论杜甫交往诗的应用文体特征
2013-10-14高振博
高振博
(陕西师范大学 文学院,陕西 西安710062)
杜甫一生留下了1439首诗歌,其中大约一半是源于日常交际而创作的。①依仇兆鳌的《杜诗详注》,杜诗总计1439首。依吴汝煜主编的《唐五代人交往诗索引》,杜甫交往诗总计747首。这些交际性、应用性的诗歌,一方面是古代文人阶层交往唱酬传统的延续,另一方面,又在杜甫的笔下呈现出了新的风貌。此类用于日常交际与现实应用的诗歌,我们称之为交往诗。杜甫的交往诗可分为六种类型:送别、宴游、干谒、寄赠、传记和奏议。杜甫的交往诗承担着生活交际的实用功能,在形式和内容上又与传统的应用文具有某种关联。应用文以实现社会交际功能为核心目的,它有三个鲜明特点,即明确的实用目的、确定的阅读对象以及固定的格式。杜甫的交往诗在某种程度上暗合了应用文体的特征,从而强化了其日常交际功能。
一、杜甫交往诗制题的功能性
杜甫的交往诗有明确的交际目的和确定的阅读对象,这在杜甫的制题艺术中有明显的体现。杜甫重视诗歌题目的功能性指向。他一方面要在交往诗中对诗题进行功能性标注,另一方面,又会在诗歌内容中完成有条理的扣题写作。其送别诗中的“送”、“别”二字,宴游诗中的“宴”字,就是此类诗中的功能性特征字,如《送郑十八虔贬台州司户》、《宴戎州杨使君东楼》等。基于此种特征,本文从杜诗中提取送、呈、寄、赠、简(寄信)、宴、酬、示、题、和(唱和)、别、答、同(唱和)等功能性关键字进行统计分析(有两个以上关键字者取其一,关键字靠前者优先,意义不相关者剔去),结果见表1。
表1 杜诗功能性特征字统计表
上表诗总计387首,占交往诗总量的51.8%,占杜诗总量的26.9%。我们由此可以看出杜甫交往诗对诗题功能性标注的关注。
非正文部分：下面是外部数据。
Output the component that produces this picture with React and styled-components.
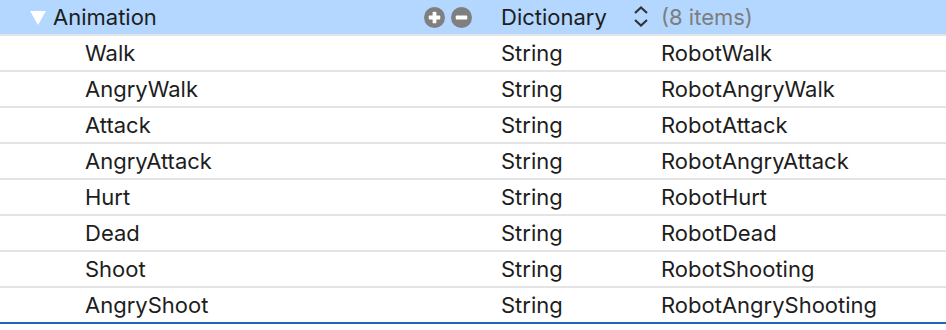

扣题在应用性交际性的诗歌创作中非常重要。只有正确地扣题,才能有效地达到交际目的。杜甫对于交往诗的扣题,不仅有一套系统的章法,而且不会囿于交际功能而丧失其个性化的内容表达。如《陪李北海宴历下亭》一诗,全诗可分为三节,每节四句 前四句介绍参加宴会的主 宾及地点 紧扣题中的“李北海”与“历下亭”;中间四句描写宴会的具体情景,扣“宴”字;最后四句抒发了杜甫自己的愉快(“蕴真惬所遇”)与感慨(“贵贱俱物役”),并点明了“陪”的身份。前人谈杜诗极具章法,于此可见。再如《览镜呈柏中丞》一诗,全诗的最后两句“镜中衰谢色,万一故人怜”紧扣了诗题“览镜呈柏中丞”,而前面的六句则是具体“呈”的内容。杜甫在诗中感叹长安乱离,个人衰老,娓娓道来,让人无限同情。
二、杜甫干谒诗内容的程式化
杜甫的部分交往诗体现出某种固定的格式化形式,这在他十年长安时期写的诸多干谒诗中,体现得最为明显。此类干谒诗具有明显的现实功利指向,同时,由于干谒诗基于不平等的人际关系,使得此类诗歌无论如何实现形式的婉转,都不得不向最终的目标妥协,从而显现出向应用文体蜕化的特征。我们在这些诗歌中,可以明显地发现一种三段式的表达逻辑:第一段针对干谒对象的具体特征,极力称许对方的家世、地位、德操、文采或武功;第二段便是讲述自己的衰老、贫困及不遇;第三段卒章显志,表达请求援引的强烈愿望。如杜甫于天宝十载写的《敬赠郑谏议十韵》,仇兆鳌评说道:此诗从开头到“波澜独老成”是第一段,“此赞郑诗才”;“野人宁得所”到“诸公厌祢衡”是第二段,“此自叙沦落”;“将期一诺重”到最后是第三段,“末望谏议之汲引也”。[1](P110~112)在段落层次的递进中,干谒的逻辑也渐渐明朗。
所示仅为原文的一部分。